Broccoli, Brie and Balsamic Onion Tart

Baking , Vegetarian


  • 1 sheet flaky puff or savoury short crust pastry
  • 2 medium onions – peeled, halved and finely sliced length ways
  • 1 tsp coconut oil
  • 1 tsp pink Himalayan salt
  • 2 tablespoons balsamic vinegar
  • 1 head of broccoli (Oamaru Organics)
  • ¾ cup water
  • 3 cloves garlic - peeled and crushed
  • 1 tsp each salt and pepper
  • 2 eggs – lightly beaten
  • 60g Evansdale Farmhouse Brie
  • 1 sprig of fresh thyme
  • Salt and pepper


  1. Preheat oven to 180 degrees Celsius on fan bake.
  2. Heat the coconut oil in a large fry pan on a medium heat.

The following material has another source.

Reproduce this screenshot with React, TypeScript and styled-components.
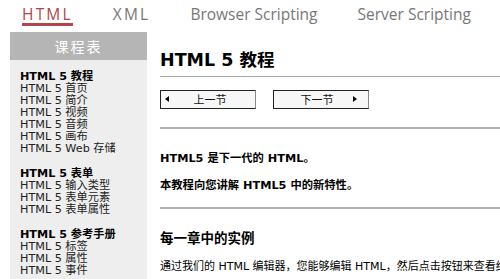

  3. Add onions and pink salt.
  4. Cook on medium/low until the onions are transparent and starting to caramelize.
  5. Add the balsamic vinegar and remove from heat. Set aside.
  6. Remove broccoli florets, cutting the larger ones in half.

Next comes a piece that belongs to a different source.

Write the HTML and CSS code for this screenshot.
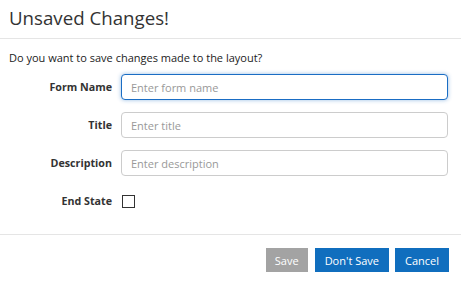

  7. Add broccoli, water and crushed garlic to a saucepan and cook on medium heat until the broccoli is starting to soften and the water has evaporated. Set aside.
  8. Grease a quiche pan and line with pastry, cutting off any excess.
  9. Add lightly beaten eggs into the pastry lined pan.
  10. Place the cooked broccoli florets into the pan. Add the balsamic onions around the broccoli.
  11. Slice the brie into large thin slices and lay on top of the tart.
  12. Top with a turn of cracked pepper and ground rock salt and the thyme leaves (removed from stem).